§ **Instruction**: Without including any pictures, copy each entry below exactly.

§ **Supplied records**:
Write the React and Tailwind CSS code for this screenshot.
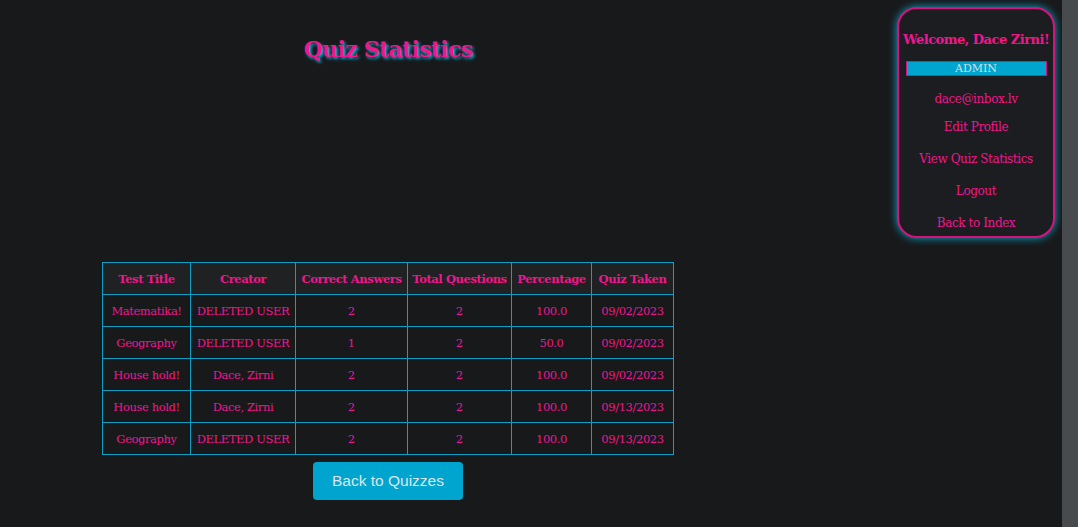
const rows = [
  { title: 'Matematika!', creator: 'DELETED USER', correct: 2, total: 2, pct: '100.0', taken: '09/02/2023' },
  { title: 'Geography', creator: 'DELETED USER', correct: 1, total: 2, pct: '50.0', taken: '09/02/2023' },
  { title: 'House hold!', creator: 'Dace, Zirni', correct: 2, total: 2, pct: '100.0', taken: '09/02/2023' },
  { title: 'House hold!', creator: 'Dace, Zirni', correct: 2, total: 2, pct: '100.0', taken: '09/13/2023' },
  { title: 'Geography', creator: 'DELETED USER', correct: 2, total: 2, pct: '100.0', taken: '09/13/2023' },
]

const headers = ['Test Title', 'Creator', 'Correct Answers', 'Total Questions', 'Percentage', 'Quiz Taken']
const widths = ['w-[89px]', 'w-[105px]', 'w-[112px]', 'w-[104px]', 'w-[80px]', 'w-[82px]']

export default function App() {
  const cell = 'border-r border-b border-[#0e9fc6] text-center p-0 first:border-l'
  return (
    <div className="flex h-[527px] w-full bg-[#18191b] font-['DejaVu_Serif',serif] text-[#f0168c] overflow-hidden">
      <div className="flex flex-1">
        {/* Main */}
        <div className="w-[776px] flex flex-col items-center pt-[33px]">
          <h1 className="text-[22px] font-bold tracking-[-0.7px] [text-shadow:2px_2px_3px_#0aa8c8]">Quiz Statistics</h1>

          <table className="mt-[196px] border-separate border-spacing-0 text-[11.5px] leading-[16px]">
            <thead>
              <tr className="bg-[#1f2123]">
                {headers.map((h, i) => (
                  <th key={h} className={`${widths[i]} ${cell} border-t h-[33px] font-bold tracking-[-0.4px]`}>{h}</th>
                ))}
              </tr>
            </thead>
            <tbody>
              {rows.map((r, i) => (
                <tr key={i}>
                  <td className={`${cell} h-[32px] tracking-[-0.4px]`}>{r.title}</td>
                  <td className={`${cell} h-[32px] tracking-[-0.4px]`}>{r.creator}</td>
                  <td className={`${cell} h-[32px]`}>{r.correct}</td>
                  <td className={`${cell} h-[32px]`}>{r.total}</td>
                  <td className={`${cell} h-[32px] tracking-[-0.4px]`}>{r.pct}</td>
                  <td className={`${cell} h-[32px] tracking-[-0.4px]`}>{r.taken}</td>
                </tr>
              ))}
            </tbody>
          </table>

          <button className="mt-[7px] w-[150px] h-[38px] rounded bg-[#00a5cf] text-[#dde6ea] text-[15.5px] font-['Liberation_Sans',sans-serif]">
            Back to Quizzes
          </button>
        </div>

        {/* Sidebar */}
        <div className="ml-auto mr-[7px] mt-[7px] w-[158px] h-[231px] rounded-[20px] border-2 border-[#d6127f] bg-[#1c1d20] shadow-[0_0_8px_#0aa8c8] flex flex-col items-center pt-[21px]">
          <div className="text-[13px] font-bold tracking-[-0.5px] whitespace-nowrap">Welcome, Dace Zirni!</div>
          <div className="mt-[11px] w-[141px] h-[15px] bg-[#00a5cf] border border-[#d6127f] text-[#d8dde0] text-[11px] leading-[13px] text-center">ADMIN</div>
          <div className="mt-[14px] text-[12px] tracking-[-0.4px]">dace@inbox.lv</div>
          <div className="mt-[10px] text-[12px] tracking-[-0.4px]">Edit Profile</div>
          <div className="mt-[14px] text-[12px] tracking-[-0.4px]">View Quiz Statistics</div>
          <div className="mt-[14px] text-[12px] tracking-[-0.4px]">Logout</div>
          <div className="mt-[14px] text-[12px] tracking-[-0.4px]">Back to Index</div>
        </div>
      </div>

      {/* Scrollbar track */}
      <div className="w-[16px] h-full bg-[#474b4e]" />
    </div>
  )
}
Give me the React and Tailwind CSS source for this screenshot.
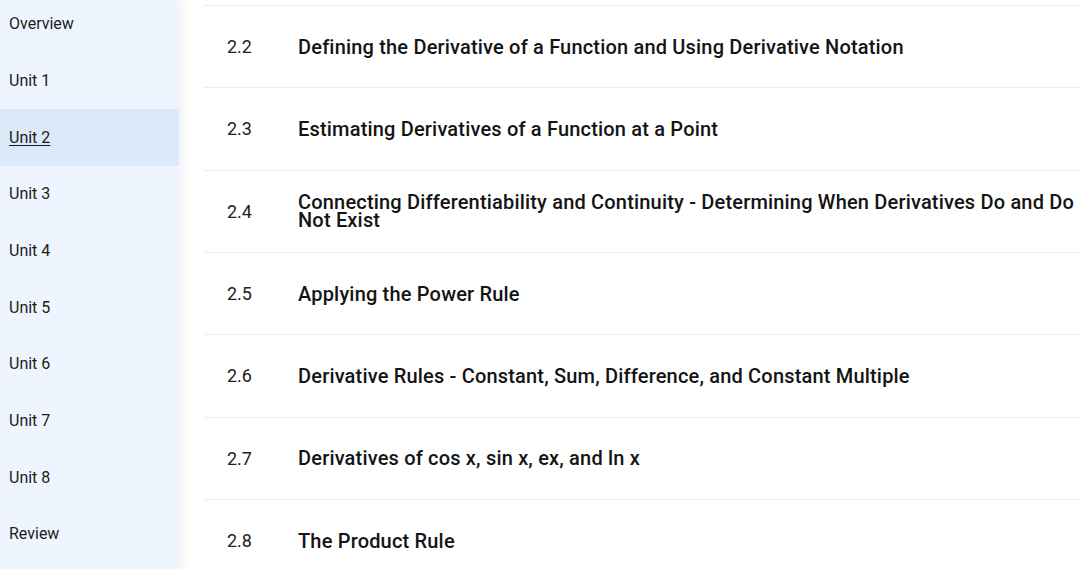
const units = [
  "Overview",
  "Unit 1",
  "Unit 2",
  "Unit 3",
  "Unit 4",
  "Unit 5",
  "Unit 6",
  "Unit 7",
  "Unit 8",
  "Review",
];

const topics = [
  { num: "2.2", title: "Defining the Derivative of a Function and Using Derivative Notation" },
  { num: "2.3", title: "Estimating Derivatives of a Function at a Point" },
  {
    num: "2.4",
    title:
      "Connecting Differentiability and Continuity - Determining When Derivatives Do and Do Not Exist",
  },
  { num: "2.5", title: "Applying the Power Rule" },
  { num: "2.6", title: "Derivative Rules - Constant, Sum, Difference, and Constant Multiple" },
  { num: "2.7", title: "Derivatives of cos x, sin x, ex, and ln x" },
  { num: "2.8", title: "The Product Rule" },
];

const App = () => {
  return (
    <div className="flex h-[569px] w-[1080px] overflow-hidden bg-white font-['Roboto',sans-serif] text-[#1c1c1c]">
      <aside className="relative z-10 w-[179px] shrink-0 bg-[#eef5fe] shadow-[4px_0_10px_rgba(0,0,0,0.06)]">
        <ul className="-mt-[4px]">
          {units.map((u) => (
            <li
              key={u}
              className={`flex h-[56.67px] items-center px-[9px] text-[16px] ${
                u === "Unit 2" ? "bg-[#dce9f8] underline underline-offset-2" : ""
              }`}
            >
              {u}
            </li>
          ))}
        </ul>
      </aside>
      <main className="min-w-0 flex-1 pl-[25px] pt-[5px]">
        {topics.map((t) => (
          <div
            key={t.num}
            className="flex h-[82.33px] items-center border-t border-[#ececec]"
          >
            <span className="w-[94px] shrink-0 pl-[23px] text-[18px] text-[#222]">
              {t.num}
            </span>
            <span className="pr-[4px] text-[20px] font-medium leading-[18px] tracking-[0.18px] text-[#141414]">
              {t.title}
            </span>
          </div>
        ))}
      </main>
    </div>
  );
};

export default App;
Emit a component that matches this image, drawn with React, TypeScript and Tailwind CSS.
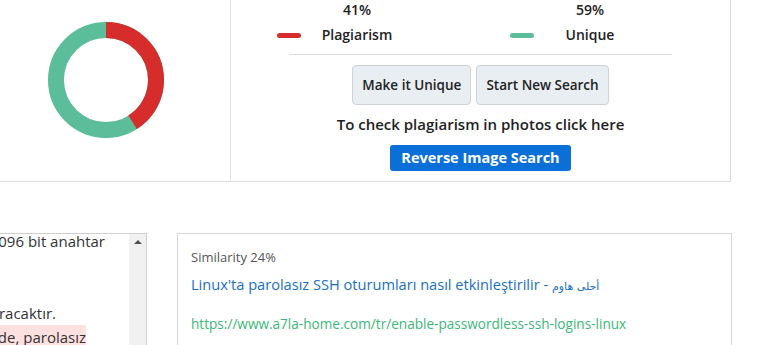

§ **Exercise answer**:
Write the React and Tailwind CSS code for this screenshot.
const rows = [
  { title: 'Matematika!', creator: 'DELETED USER', correct: 2, total: 2, pct: '100.0', taken: '09/02/2023' },
  { title: 'Geography', creator: 'DELETED USER', correct: 1, total: 2, pct: '50.0', taken: '09/02/2023' },
  { title: 'House hold!', creator: 'Dace, Zirni', correct: 2, total: 2, pct: '100.0', taken: '09/02/2023' },
  { title: 'House hold!', creator: 'Dace, Zirni', correct: 2, total: 2, pct: '100.0', taken: '09/13/2023' },
  { title: 'Geography', creator: 'DELETED USER', correct: 2, total: 2, pct: '100.0', taken: '09/13/2023' },
]

const headers = ['Test Title', 'Creator', 'Correct Answers', 'Total Questions', 'Percentage', 'Quiz Taken']
const widths = ['w-[89px]', 'w-[105px]', 'w-[112px]', 'w-[104px]', 'w-[80px]', 'w-[82px]']

export default function App() {
  const cell = 'border-r border-b border-[#0e9fc6] text-center p-0 first:border-l'
  return (
    <div className="flex h-[527px] w-full bg-[#18191b] font-['DejaVu_Serif',serif] text-[#f0168c] overflow-hidden">
      <div className="flex flex-1">
        {/* Main */}
        <div className="w-[776px] flex flex-col items-center pt-[33px]">
          <h1 className="text-[22px] font-bold tracking-[-0.7px] [text-shadow:2px_2px_3px_#0aa8c8]">Quiz Statistics</h1>

          <table className="mt-[196px] border-separate border-spacing-0 text-[11.5px] leading-[16px]">
            <thead>
              <tr className="bg-[#1f2123]">
                {headers.map((h, i) => (
                  <th key={h} className={`${widths[i]} ${cell} border-t h-[33px] font-bold tracking-[-0.4px]`}>{h}</th>
                ))}
              </tr>
            </thead>
            <tbody>
              {rows.map((r, i) => (
                <tr key={i}>
                  <td className={`${cell} h-[32px] tracking-[-0.4px]`}>{r.title}</td>
                  <td className={`${cell} h-[32px] tracking-[-0.4px]`}>{r.creator}</td>
                  <td className={`${cell} h-[32px]`}>{r.correct}</td>
                  <td className={`${cell} h-[32px]`}>{r.total}</td>
                  <td className={`${cell} h-[32px] tracking-[-0.4px]`}>{r.pct}</td>
                  <td className={`${cell} h-[32px] tracking-[-0.4px]`}>{r.taken}</td>
                </tr>
              ))}
            </tbody>
          </table>

          <button className="mt-[7px] w-[150px] h-[38px] rounded bg-[#00a5cf] text-[#dde6ea] text-[15.5px] font-['Liberation_Sans',sans-serif]">
            Back to Quizzes
          </button>
        </div>

        {/* Sidebar */}
        <div className="ml-auto mr-[7px] mt-[7px] w-[158px] h-[231px] rounded-[20px] border-2 border-[#d6127f] bg-[#1c1d20] shadow-[0_0_8px_#0aa8c8] flex flex-col items-center pt-[21px]">
          <div className="text-[13px] font-bold tracking-[-0.5px] whitespace-nowrap">Welcome, Dace Zirni!</div>
          <div className="mt-[11px] w-[141px] h-[15px] bg-[#00a5cf] border border-[#d6127f] text-[#d8dde0] text-[11px] leading-[13px] text-center">ADMIN</div>
          <div className="mt-[14px] text-[12px] tracking-[-0.4px]">dace@inbox.lv</div>
          <div className="mt-[10px] text-[12px] tracking-[-0.4px]">Edit Profile</div>
          <div className="mt-[14px] text-[12px] tracking-[-0.4px]">View Quiz Statistics</div>
          <div className="mt-[14px] text-[12px] tracking-[-0.4px]">Logout</div>
          <div className="mt-[14px] text-[12px] tracking-[-0.4px]">Back to Index</div>
        </div>
      </div>

      {/* Scrollbar track */}
      <div className="w-[16px] h-full bg-[#474b4e]" />
    </div>
  )
}
Give me the React and Tailwind CSS source for this screenshot.
const units = [
  "Overview",
  "Unit 1",
  "Unit 2",
  "Unit 3",
  "Unit 4",
  "Unit 5",
  "Unit 6",
  "Unit 7",
  "Unit 8",
  "Review",
];

const topics = [
  { num: "2.2", title: "Defining the Derivative of a Function and Using Derivative Notation" },
  { num: "2.3", title: "Estimating Derivatives of a Function at a Point" },
  {
    num: "2.4",
    title:
      "Connecting Differentiability and Continuity - Determining When Derivatives Do and Do Not Exist",
  },
  { num: "2.5", title: "Applying the Power Rule" },
  { num: "2.6", title: "Derivative Rules - Constant, Sum, Difference, and Constant Multiple" },
  { num: "2.7", title: "Derivatives of cos x, sin x, ex, and ln x" },
  { num: "2.8", title: "The Product Rule" },
];

const App = () => {
  return (
    <div className="flex h-[569px] w-[1080px] overflow-hidden bg-white font-['Roboto',sans-serif] text-[#1c1c1c]">
      <aside className="relative z-10 w-[179px] shrink-0 bg-[#eef5fe] shadow-[4px_0_10px_rgba(0,0,0,0.06)]">
        <ul className="-mt-[4px]">
          {units.map((u) => (
            <li
              key={u}
              className={`flex h-[56.67px] items-center px-[9px] text-[16px] ${
                u === "Unit 2" ? "bg-[#dce9f8] underline underline-offset-2" : ""
              }`}
            >
              {u}
            </li>
          ))}
        </ul>
      </aside>
      <main className="min-w-0 flex-1 pl-[25px] pt-[5px]">
        {topics.map((t) => (
          <div
            key={t.num}
            className="flex h-[82.33px] items-center border-t border-[#ececec]"
          >
            <span className="w-[94px] shrink-0 pl-[23px] text-[18px] text-[#222]">
              {t.num}
            </span>
            <span className="pr-[4px] text-[20px] font-medium leading-[18px] tracking-[0.18px] text-[#141414]">
              {t.title}
            </span>
          </div>
        ))}
      </main>
    </div>
  );
};

export default App;
Emit a component that matches this image, drawn with React, TypeScript and Tailwind CSS.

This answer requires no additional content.